Dunia, Indonesia Raya ini tak pernah boleh kehilangan perjuangan untuk saling membangun dan menghidupkan. Tetapi terutama yang kuat lindungi yang lemah, yang berkuasa selamatkan yang dipimpin, yang besar dan banyak mengayomi dan menyejukkan yang kecil dan sedikit. Di situ mesti selalu tersiapkan peti-peti pandan Musa yang menyelamatkan. Dan bukannya ‘peti-peti mati’ untuk menuju kehancuran dan kebinasaan.
Kita pasti ingat kata-kata Somerset Mougham (1874-1965). Sastrawan Inggris itu bilang, “Tragedi terbesar dalam hidup itu bukan ketika manusia itu binasa, tetapi saat manusia berhenti saling mencintai.”
Untuk mencintai jauh seluas samudra, mulailah bertolak dari belajar mencintai yang terdekat. Mereka itulah tetangga, anggota serumah dan siapapun kini yang ada di sekitar. Dalam ketidakpastian dan kekalutan yang dialaminya.
Memang, kita mesti masuk dalam kiat transformasi hati ‘yang lagi jatuh cinta.’ Jatuh cinta akan keadaan sesama dan akan segala ketakjelasan nasib yang tengah dialami. Tentu si filsuf Yunani Plato itu benar, ‘Saat kau jatuh cinta, segala sesuatu yang disentuh segera berubah jadi puisi.’

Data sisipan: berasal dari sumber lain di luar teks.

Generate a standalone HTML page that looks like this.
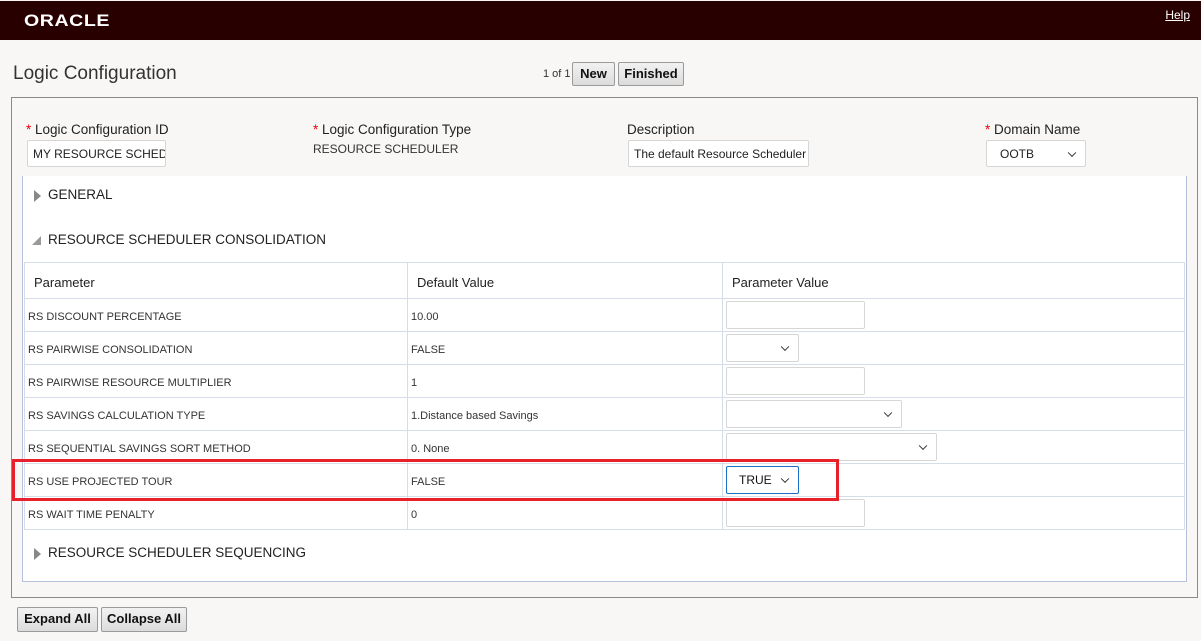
<!DOCTYPE html>
<html><head><meta charset="utf-8"><style>
*{box-sizing:border-box;margin:0;padding:0}
body{width:1201px;height:641px;background:#f8f7f5;font-family:"Liberation Sans",sans-serif;color:#222;position:relative;overflow:hidden}
.a{position:absolute}
.hdr{left:0;top:1px;width:1201px;height:39px;background:#290000}
.logo{left:24px;top:11px;color:#fff;font-size:17px;font-weight:bold;letter-spacing:0.5px;transform:scaleX(1.15);transform-origin:left}
.help{right:11px;top:8px;color:#fff;font-size:12px;text-decoration:underline}
.title{left:13px;top:63px;font-size:19px;color:#333}
.btn{background:linear-gradient(#f2f2f2,#dcdcdc);border:1px solid #9a9a9a;border-radius:2px;font-size:13px;font-weight:bold;color:#111;text-align:center;line-height:22px}
.outer{left:11px;top:97px;width:1187px;height:501px;border:1px solid #8a8a8a}
.lbl{font-size:13.5px;color:#222}
.lbl b{color:#e00;font-weight:normal}
.inp{background:#fff;border:1px solid #d6d6d6;border-radius:2px;font-size:12px;line-height:26px;padding-left:5px;white-space:nowrap;overflow:hidden}
.panel{left:22px;top:176px;width:1165px;height:406px;background:#fff;border-left:1px solid #b6bfdc;border-right:1px solid #b6bfdc;border-bottom:1px solid #b6bfdc}
.sec{font-size:13.5px;color:#222}
.tri{width:0;height:0;border-top:6px solid transparent;border-bottom:6px solid transparent;border-left:7px solid #888}
table{position:absolute;left:24px;top:262px;width:1161px;border-collapse:collapse}
td{border:1px solid #d6dde8;height:33px;font-size:11px;padding-left:3px;padding-top:3px;color:#333;vertical-align:middle}
th{border:1px solid #d6dde8;height:36px;font-size:13px;font-weight:normal;text-align:left;padding-left:9px;padding-top:3px;color:#222}
.sel:after{content:"";position:absolute;right:10px;top:50%;width:5px;height:5px;border-right:1.6px solid #333;border-bottom:1.6px solid #333;transform:translateY(-70%) rotate(45deg)}
</style></head><body>
<div class="a hdr"></div>
<div class="a logo">ORACLE</div>
<div class="a help">Help</div>
<div class="a title">Logic Configuration</div>
<div class="a" style="left:543px;top:68px;font-size:11px;color:#333">1 of 1</div>
<div class="a btn" style="left:572px;top:62px;width:43px;height:24px">New</div>
<div class="a btn" style="left:618px;top:62px;width:66px;height:24px">Finished</div>
<div class="a outer"></div>
<div class="a lbl" style="left:26px;top:122px"><b>*</b> Logic Configuration ID</div>
<div class="a inp" style="left:27px;top:140px;width:139px;height:27px">MY RESOURCE SCHEDULER</div>
<div class="a lbl" style="left:313px;top:122px"><b>*</b> Logic Configuration Type</div>
<div class="a" style="left:313px;top:142px;font-size:12px;color:#333">RESOURCE SCHEDULER</div>
<div class="a lbl" style="left:627px;top:122px">Description</div>
<div class="a inp" style="left:628px;top:140px;width:181px;height:27px">The default Resource Scheduler</div>
<div class="a lbl" style="left:985px;top:122px"><b>*</b> Domain Name</div>
<div class="a inp sel" style="left:986px;top:140px;width:100px;height:27px;padding-left:13px">OOTB</div>
<div class="a panel"></div>
<div class="a tri" style="left:34px;top:190px"></div>
<div class="a sec" style="left:48px;top:187px">GENERAL</div>
<div class="a" style="left:32px;top:236px;width:0;height:0;border-left:9px solid transparent;border-bottom:9px solid #999"></div>
<div class="a sec" style="left:48px;top:232px">RESOURCE SCHEDULER CONSOLIDATION</div>
<table>
<tr><th style="width:383px">Parameter</th><th style="width:315px">Default Value</th><th>Parameter Value</th></tr>
<tr><td>RS DISCOUNT PERCENTAGE</td><td>10.00</td><td></td></tr>
<tr><td>RS PAIRWISE CONSOLIDATION</td><td>FALSE</td><td></td></tr>
<tr><td>RS PAIRWISE RESOURCE MULTIPLIER</td><td>1</td><td></td></tr>
<tr><td>RS SAVINGS CALCULATION TYPE</td><td>1.Distance based Savings</td><td></td></tr>
<tr><td>RS SEQUENTIAL SAVINGS SORT METHOD</td><td>0. None</td><td></td></tr>
<tr><td>RS USE PROJECTED TOUR</td><td>FALSE</td><td></td></tr>
<tr><td>RS WAIT TIME PENALTY</td><td>0</td><td></td></tr>
</table>
<div class="a inp" style="left:726px;top:301px;width:139px;height:28px"></div>
<div class="a inp sel" style="left:726px;top:334px;width:73px;height:28px"></div>
<div class="a inp" style="left:726px;top:367px;width:139px;height:28px"></div>
<div class="a inp sel" style="left:726px;top:400px;width:176px;height:28px"></div>
<div class="a inp sel" style="left:726px;top:433px;width:211px;height:28px"></div>
<div class="a inp sel" style="left:726px;top:466px;width:73px;height:28px;border-color:#1a6fc9;padding-left:12px;font-size:12px;color:#111">TRUE</div>
<div class="a inp" style="left:726px;top:499px;width:139px;height:28px"></div>
<div class="a" style="left:12px;top:459px;width:827px;height:42px;border:3.5px solid #e8202a"></div>
<div class="a tri" style="left:34px;top:548px"></div>
<div class="a sec" style="left:48px;top:545px">RESOURCE SCHEDULER SEQUENCING</div>
<div class="a btn" style="left:17px;top:607px;width:81px;height:25px">Expand All</div>
<div class="a btn" style="left:101px;top:607px;width:86px;height:25px">Collapse All</div>
</body></html>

Keadaan sesama di ujung nasib tak menentu adalah puisi bernada pilu. Kita memang mesti bertolak dari kedalaman hati ‘yang lagi jatuh cinta.’ Sebab dari situlah segera terungkap tindak karitatif. Ketika hati baru yang segera tertentun pada tangan yang bertindak. Semuanya demi pembebasan!